Problem requirements => Select, from the data, each line where "screenshot" occurs.
*** Data excerpts ***
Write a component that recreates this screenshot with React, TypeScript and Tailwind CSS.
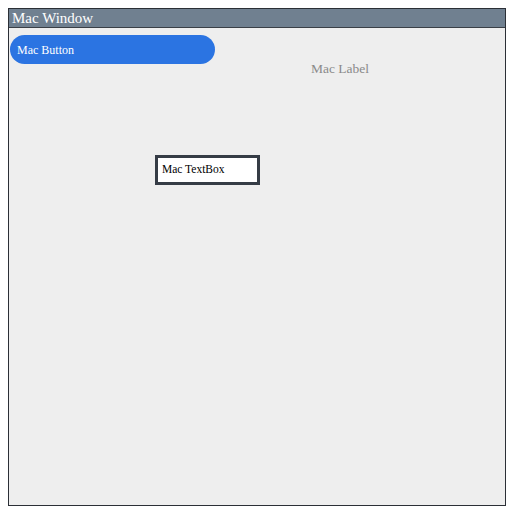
import React from 'react';

const serif = { fontFamily: '"Liberation Serif", "Times New Roman", serif' };

export default function App() {
  return (
    <div className="w-[515px] h-[515px] bg-white p-2" style={serif}>
      <div className="w-[498px] h-[498px] border border-[#2b2f36] bg-[#eeeeee] flex flex-col">
        {/* title bar */}
        <div className="h-[19px] bg-[#708090] border-b border-[#3a3f46] text-white text-[15px] leading-[19px] pl-[3px] shrink-0">
          Mac Window
        </div>
        <div className="flex-1 flex flex-col items-start">
          <div className="flex items-start">
            <button className="mt-[7px] ml-px w-[205px] h-[29px] rounded-full bg-[#2b74e2] text-white text-[12px] text-left pl-[7px]">
              Mac Button
            </button>
            <span className="ml-[96px] mt-[34px] text-[13.5px] text-[#8a8a8a] leading-none">Mac Label</span>
          </div>
          <div className="ml-[146px] mt-[79px] w-[105px] h-[30px] border-[3px] border-[#353c45] bg-white text-black text-[11.5px] pl-[4px] flex items-center">
            Mac TextBox
          </div>
        </div>
      </div>
    </div>
  );
}
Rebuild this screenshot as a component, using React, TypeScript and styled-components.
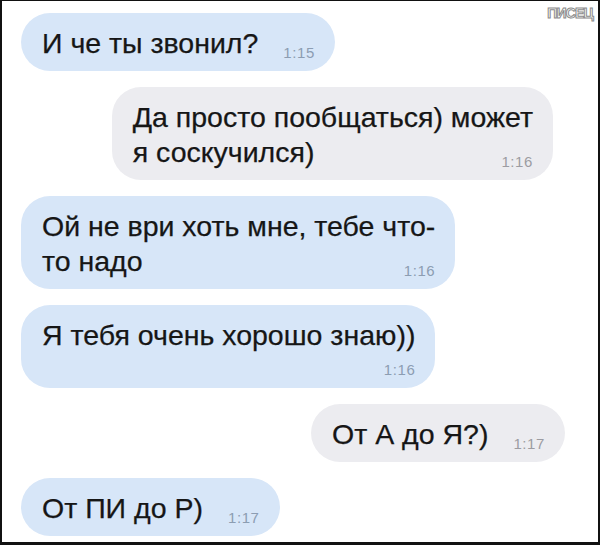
***
Output for this exercise =>
Write a component that recreates this screenshot with React, TypeScript and Tailwind CSS.
Rebuild this screenshot as a component, using React, TypeScript and styled-components.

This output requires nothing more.